▶ **Work required**
Leave out the pictures; transcribe all else exactly.
══════
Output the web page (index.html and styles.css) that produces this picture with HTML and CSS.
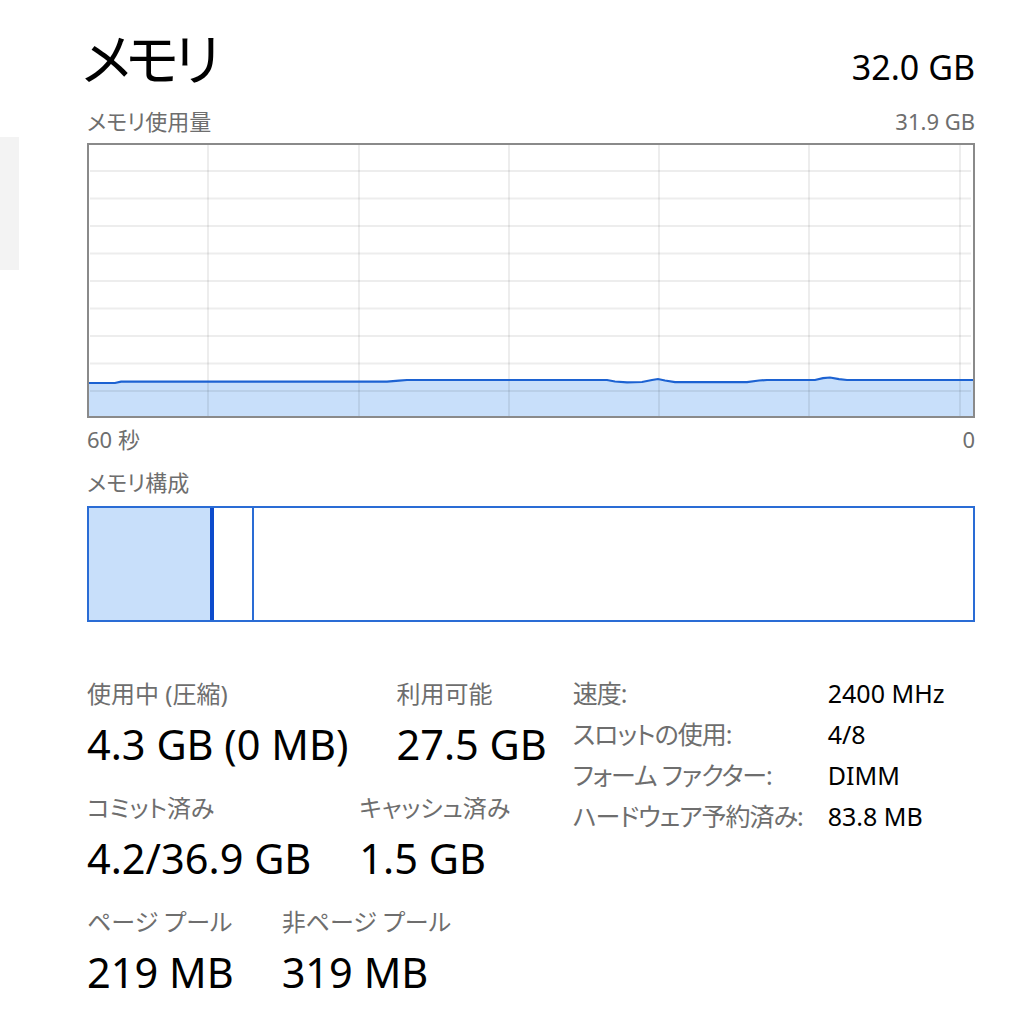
FILE: index.html
```html
<!DOCTYPE html>
<html lang="ja">
<head>
    <meta charset="UTF-8">
    <meta name="viewport" content="width=device-width, initial-scale=1.0">
    <title>メモリ</title>
    <link rel="stylesheet" href="styles.css">
</head>
<body>

<div class="page">
    <!-- Sidebar (cut off at the left edge) -->
    <div class="sidebar">
        <div class="sidebar-item"></div>
    </div>

    <div class="main">
        <div class="header">
            <h1 class="title">メモリ</h1>
            <div class="total">32.0 GB</div>
        </div>

        <div class="chart-label">
            <span>メモリ使用量</span>
            <span>31.9 GB</span>
        </div>

        <!-- Memory usage graph -->
        <svg class="chart" width="888" height="275" viewBox="0 0 888 275">
            <polygon class="chart-fill" points="1,240 28,240 34,238.7 300,238.7 312,237.6 320,237 520,237 528,238.5 540,239.3 555,239 565,237 571,236 578,237.5 588,239.2 660,239.2 672,237.5 680,237 728,237 736,235.2 743,234.5 752,236.2 760,237 887,237 887,274 1,274"/>
            <g class="chart-grid">
                <line x1="3" y1="28" x2="884" y2="28"/>
                <line x1="3" y1="55.5" x2="884" y2="55.5"/>
                <line x1="3" y1="83" x2="884" y2="83"/>
                <line x1="3" y1="110.5" x2="884" y2="110.5"/>
                <line x1="3" y1="138" x2="884" y2="138"/>
                <line x1="3" y1="165.5" x2="884" y2="165.5"/>
                <line x1="3" y1="193" x2="884" y2="193"/>
                <line x1="3" y1="220.5" x2="884" y2="220.5"/>
                <line x1="3" y1="248" x2="884" y2="248"/>
                <line x1="121" y1="2" x2="121" y2="273"/>
                <line x1="272" y1="2" x2="272" y2="273"/>
                <line x1="422" y1="2" x2="422" y2="273"/>
                <line x1="572" y1="2" x2="572" y2="273"/>
                <line x1="722" y1="2" x2="722" y2="273"/>
                <line x1="873" y1="2" x2="873" y2="273"/>
            </g>
            <polyline class="chart-line" points="1,240 28,240 34,238.7 300,238.7 312,237.6 320,237 520,237 528,238.5 540,239.3 555,239 565,237 571,236 578,237.5 588,239.2 660,239.2 672,237.5 680,237 728,237 736,235.2 743,234.5 752,236.2 760,237 887,237"/>
            <rect class="chart-border" x="1" y="1" width="886" height="273"/>
        </svg>

        <div class="axis">
            <span>60 秒</span>
            <span>0</span>
        </div>

        <div class="chart-label composition-label">メモリ構成</div>

        <!-- Memory composition bar -->
        <div class="composition">
            <div class="seg seg-used"></div>
            <div class="seg seg-modified"></div>
            <div class="seg seg-free"></div>
        </div>

        <div class="stats">
            <div class="stats-left">
                <div class="stat-row">
                    <div class="stat">
                        <div class="stat-label">使用中 (圧縮)</div>
                        <div class="stat-value">4.3 GB (0 MB)</div>
                    </div>
                    <div class="stat">
                        <div class="stat-label">利用可能</div>
                        <div class="stat-value">27.5 GB</div>
                    </div>
                </div>
                <div class="stat-row">
                    <div class="stat">
                        <div class="stat-label">コミット済み</div>
                        <div class="stat-value">4.2/36.9 GB</div>
                    </div>
                    <div class="stat">
                        <div class="stat-label">キャッシュ済み</div>
                        <div class="stat-value">1.5 GB</div>
                    </div>
                </div>
                <div class="stat-row">
                    <div class="stat">
                        <div class="stat-label">ページ プール</div>
                        <div class="stat-value">219 MB</div>
                    </div>
                    <div class="stat">
                        <div class="stat-label">非ページ プール</div>
                        <div class="stat-value">319 MB</div>
                    </div>
                </div>
            </div>

            <div class="stats-right">
                <div class="info-label">速度:</div>
                <div class="info-value">2400 MHz</div>
                <div class="info-label">スロットの使用:</div>
                <div class="info-value">4/8</div>
                <div class="info-label">フォーム ファクター:</div>
                <div class="info-value">DIMM</div>
                <div class="info-label">ハードウェア予約済み:</div>
                <div class="info-value">83.8 MB</div>
            </div>
        </div>
    </div>
</div>

</body>
</html>
```

FILE: styles.css
```css
:root {
    --text-main: #000000;
    --text-muted: #6e6e6e;
    --chart-border: #8a8a8a;
    --chart-line: #1c62d2;
    --chart-fill: #c8dffa;
    --bar-border: #2a6cd5;
    --bar-split: #0d4bcc;
}

body {
    margin: 0;
    background-color: #ffffff;
    color: var(--text-main);
    font-family: "Noto Sans", "Noto Sans CJK JP", sans-serif;
    font-feature-settings: "palt";
}

.page {
    display: flex;
}

.sidebar {
    width: 19px;
}

.sidebar-item {
    margin-top: 137px;
    height: 133px;
    background-color: #f3f3f3;
}

.main {
    width: 888px;
    margin-left: 68px;
    padding-top: 26px;
}

/* Header */
.header {
    display: flex;
    justify-content: space-between;
    align-items: baseline;
}

.title {
    margin: 0 0 0 -5px;
    font-size: 56px;
    font-weight: normal;
    line-height: 64px;
    letter-spacing: -5px;
}

.total {
    font-size: 34px;
    line-height: 40px;
}

/* Graph labels */
.chart-label {
    display: flex;
    justify-content: space-between;
    margin-top: 18px;
    font-size: 22px;
    line-height: 26px;
    color: var(--text-muted);
}

.chart {
    display: block;
    margin-top: 9px;
}

.chart-fill {
    fill: var(--chart-fill);
}

.chart-grid line {
    stroke: rgba(0, 0, 0, 0.07);
    stroke-width: 2;
}

.chart-line {
    fill: none;
    stroke: var(--chart-line);
    stroke-width: 2.2;
}

.chart-border {
    fill: none;
    stroke: var(--chart-border);
    stroke-width: 2;
}

.axis {
    display: flex;
    justify-content: space-between;
    margin-top: 8px;
    font-size: 22px;
    line-height: 26px;
    color: var(--text-muted);
}

.composition-label {
    margin-top: 17px;
}

/* Composition bar */
.composition {
    display: flex;
    box-sizing: border-box;
    height: 116px;
    margin-top: 11px;
    border: 2px solid var(--bar-border);
}

.seg-used {
    width: 121px;
    background-color: var(--chart-fill);
    border-right: 4px solid var(--bar-split);
}

.seg-modified {
    width: 38px;
    border-right: 2px solid var(--bar-border);
}

.seg-free {
    flex: 1;
}

/* Stats */
.stats {
    display: flex;
    gap: 26px;
    margin-top: 51px;
}

.stat-row {
    display: flex;
    gap: 48px;
    margin-bottom: 18px;
}

.stat-label {
    font-size: 24px;
    line-height: 42px;
    color: var(--text-muted);
    white-space: nowrap;
}

.stat-value {
    margin-top: 4px;
    font-size: 41.5px;
    line-height: 50px;
    white-space: nowrap;
}

.stats-right {
    display: grid;
    grid-template-columns: 255px auto;
    grid-auto-rows: 41px;
    align-content: start;
    font-size: 25px;
    line-height: 41px;
    white-space: nowrap;
}

.info-label {
    color: var(--text-muted);
    letter-spacing: -1px;
}

.info-value {
    color: var(--text-main);
}
```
══════
▶ **Answer to the exercise**
Output the web page (index.html and styles.css) that produces this picture with HTML and CSS.
FILE: index.html
```html
<!DOCTYPE html>
<html lang="ja">
<head>
    <meta charset="UTF-8">
    <meta name="viewport" content="width=device-width, initial-scale=1.0">
    <title>メモリ</title>
    <link rel="stylesheet" href="styles.css">
</head>
<body>

<div class="page">
    <!-- Sidebar (cut off at the left edge) -->
    <div class="sidebar">
        <div class="sidebar-item"></div>
    </div>

    <div class="main">
        <div class="header">
            <h1 class="title">メモリ</h1>
            <div class="total">32.0 GB</div>
        </div>

        <div class="chart-label">
            <span>メモリ使用量</span>
            <span>31.9 GB</span>
        </div>

        <!-- Memory usage graph -->
        <svg class="chart" width="888" height="275" viewBox="0 0 888 275">
            <polygon class="chart-fill" points="1,240 28,240 34,238.7 300,238.7 312,237.6 320,237 520,237 528,238.5 540,239.3 555,239 565,237 571,236 578,237.5 588,239.2 660,239.2 672,237.5 680,237 728,237 736,235.2 743,234.5 752,236.2 760,237 887,237 887,274 1,274"/>
            <g class="chart-grid">
                <line x1="3" y1="28" x2="884" y2="28"/>
                <line x1="3" y1="55.5" x2="884" y2="55.5"/>
                <line x1="3" y1="83" x2="884" y2="83"/>
                <line x1="3" y1="110.5" x2="884" y2="110.5"/>
                <line x1="3" y1="138" x2="884" y2="138"/>
                <line x1="3" y1="165.5" x2="884" y2="165.5"/>
                <line x1="3" y1="193" x2="884" y2="193"/>
                <line x1="3" y1="220.5" x2="884" y2="220.5"/>
                <line x1="3" y1="248" x2="884" y2="248"/>
                <line x1="121" y1="2" x2="121" y2="273"/>
                <line x1="272" y1="2" x2="272" y2="273"/>
                <line x1="422" y1="2" x2="422" y2="273"/>
                <line x1="572" y1="2" x2="572" y2="273"/>
                <line x1="722" y1="2" x2="722" y2="273"/>
                <line x1="873" y1="2" x2="873" y2="273"/>
            </g>
            <polyline class="chart-line" points="1,240 28,240 34,238.7 300,238.7 312,237.6 320,237 520,237 528,238.5 540,239.3 555,239 565,237 571,236 578,237.5 588,239.2 660,239.2 672,237.5 680,237 728,237 736,235.2 743,234.5 752,236.2 760,237 887,237"/>
            <rect class="chart-border" x="1" y="1" width="886" height="273"/>
        </svg>

        <div class="axis">
            <span>60 秒</span>
            <span>0</span>
        </div>

        <div class="chart-label composition-label">メモリ構成</div>

        <!-- Memory composition bar -->
        <div class="composition">
            <div class="seg seg-used"></div>
            <div class="seg seg-modified"></div>
            <div class="seg seg-free"></div>
        </div>

        <div class="stats">
            <div class="stats-left">
                <div class="stat-row">
                    <div class="stat">
                        <div class="stat-label">使用中 (圧縮)</div>
                        <div class="stat-value">4.3 GB (0 MB)</div>
                    </div>
                    <div class="stat">
                        <div class="stat-label">利用可能</div>
                        <div class="stat-value">27.5 GB</div>
                    </div>
                </div>
                <div class="stat-row">
                    <div class="stat">
                        <div class="stat-label">コミット済み</div>
                        <div class="stat-value">4.2/36.9 GB</div>
                    </div>
                    <div class="stat">
                        <div class="stat-label">キャッシュ済み</div>
                        <div class="stat-value">1.5 GB</div>
                    </div>
                </div>
                <div class="stat-row">
                    <div class="stat">
                        <div class="stat-label">ページ プール</div>
                        <div class="stat-value">219 MB</div>
                    </div>
                    <div class="stat">
                        <div class="stat-label">非ページ プール</div>
                        <div class="stat-value">319 MB</div>
                    </div>
                </div>
            </div>

            <div class="stats-right">
                <div class="info-label">速度:</div>
                <div class="info-value">2400 MHz</div>
                <div class="info-label">スロットの使用:</div>
                <div class="info-value">4/8</div>
                <div class="info-label">フォーム ファクター:</div>
                <div class="info-value">DIMM</div>
                <div class="info-label">ハードウェア予約済み:</div>
                <div class="info-value">83.8 MB</div>
            </div>
        </div>
    </div>
</div>

</body>
</html>
```

FILE: styles.css
```css
:root {
    --text-main: #000000;
    --text-muted: #6e6e6e;
    --chart-border: #8a8a8a;
    --chart-line: #1c62d2;
    --chart-fill: #c8dffa;
    --bar-border: #2a6cd5;
    --bar-split: #0d4bcc;
}

body {
    margin: 0;
    background-color: #ffffff;
    color: var(--text-main);
    font-family: "Noto Sans", "Noto Sans CJK JP", sans-serif;
    font-feature-settings: "palt";
}

.page {
    display: flex;
}

.sidebar {
    width: 19px;
}

.sidebar-item {
    margin-top: 137px;
    height: 133px;
    background-color: #f3f3f3;
}

.main {
    width: 888px;
    margin-left: 68px;
    padding-top: 26px;
}

/* Header */
.header {
    display: flex;
    justify-content: space-between;
    align-items: baseline;
}

.title {
    margin: 0 0 0 -5px;
    font-size: 56px;
    font-weight: normal;
    line-height: 64px;
    letter-spacing: -5px;
}

.total {
    font-size: 34px;
    line-height: 40px;
}

/* Graph labels */
.chart-label {
    display: flex;
    justify-content: space-between;
    margin-top: 18px;
    font-size: 22px;
    line-height: 26px;
    color: var(--text-muted);
}

.chart {
    display: block;
    margin-top: 9px;
}

.chart-fill {
    fill: var(--chart-fill);
}

.chart-grid line {
    stroke: rgba(0, 0, 0, 0.07);
    stroke-width: 2;
}

.chart-line {
    fill: none;
    stroke: var(--chart-line);
    stroke-width: 2.2;
}

.chart-border {
    fill: none;
    stroke: var(--chart-border);
    stroke-width: 2;
}

.axis {
    display: flex;
    justify-content: space-between;
    margin-top: 8px;
    font-size: 22px;
    line-height: 26px;
    color: var(--text-muted);
}

.composition-label {
    margin-top: 17px;
}

/* Composition bar */
.composition {
    display: flex;
    box-sizing: border-box;
    height: 116px;
    margin-top: 11px;
    border: 2px solid var(--bar-border);
}

.seg-used {
    width: 121px;
    background-color: var(--chart-fill);
    border-right: 4px solid var(--bar-split);
}

.seg-modified {
    width: 38px;
    border-right: 2px solid var(--bar-border);
}

.seg-free {
    flex: 1;
}

/* Stats */
.stats {
    display: flex;
    gap: 26px;
    margin-top: 51px;
}

.stat-row {
    display: flex;
    gap: 48px;
    margin-bottom: 18px;
}

.stat-label {
    font-size: 24px;
    line-height: 42px;
    color: var(--text-muted);
    white-space: nowrap;
}

.stat-value {
    margin-top: 4px;
    font-size: 41.5px;
    line-height: 50px;
    white-space: nowrap;
}

.stats-right {
    display: grid;
    grid-template-columns: 255px auto;
    grid-auto-rows: 41px;
    align-content: start;
    font-size: 25px;
    line-height: 41px;
    white-space: nowrap;
}

.info-label {
    color: var(--text-muted);
    letter-spacing: -1px;
}

.info-value {
    color: var(--text-main);
}
```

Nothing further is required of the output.